1. European Parliament (Art. I-20) The size of the EP is fixed at 750 with a minimum and maximum number of seats per country (respectively 6 and 96). Within these limits, a unanimous decision of the European Council will establish before 2009 the actual distribution of seats by country, taking into account the countries that will have joined the EU at that point. The legislative and budgetary powers of the EP jointly with the Council are reascertained. The budgetary powers of the EP are extended to the so-called compulsory expenditure, that is, agricultural spending. Therefore, the distinction between compulsory and non-compulsory expenditure is abolished. However, in case of disagreement between the Council and the EP both of them shall decide on the budget in the framework of a conciliation committee within 21 days. Otherwise, the Commission shall submit a new draft budget.

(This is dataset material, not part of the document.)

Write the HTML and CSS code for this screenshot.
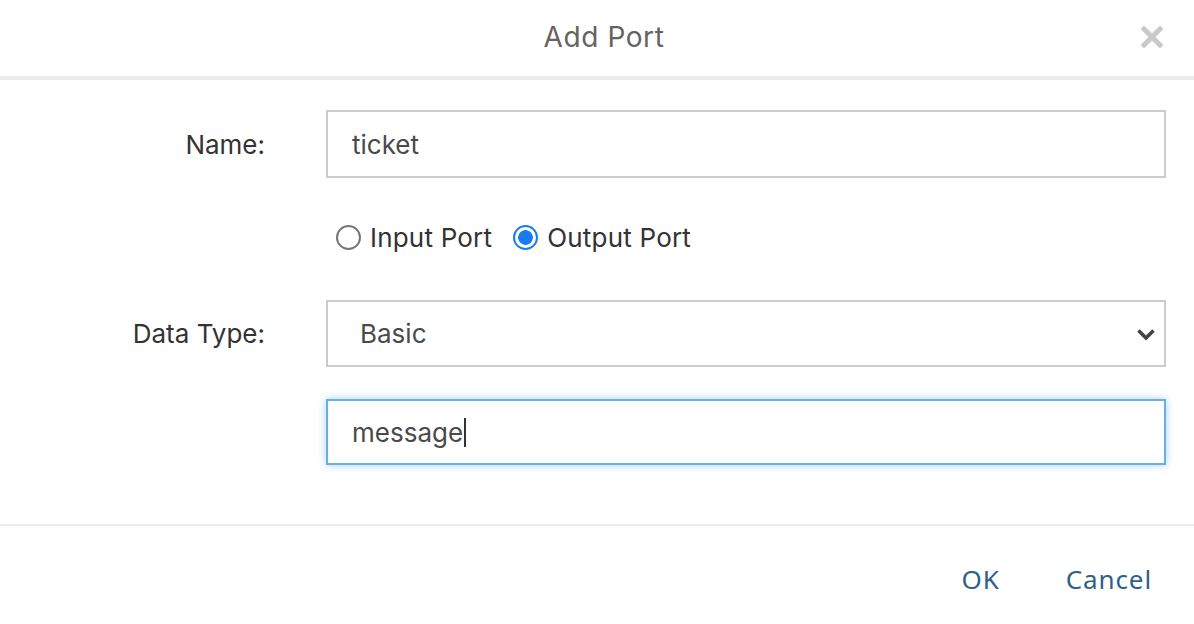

2. European Council (Art. I-21) The European Council is established as an institution distinct from the Council of Ministers (Art. I-19 and Art. I-21). Its principle function shall be to provide the necessary impetus for the EU’s development and define its general political directions and priorities. It shall be composed of the Heads of State and Government of the Member States, its President (a new figure in the Union’s institutional architecture) and the President of the Commission. The newly introduced Union Minister for Foreign Affairs of the Union will also take part in its work. The system of rotating presidencies will be abolished. The post of the President of the European Council is introduced (Art. I-22). The duration of his term will be for two and a half years, renewable once. The role of this President will be to chair and drive forward the work of the European Council. He or she shall also serve as a high-level representative of the EU in the area of the Common Foreign and Security Policy.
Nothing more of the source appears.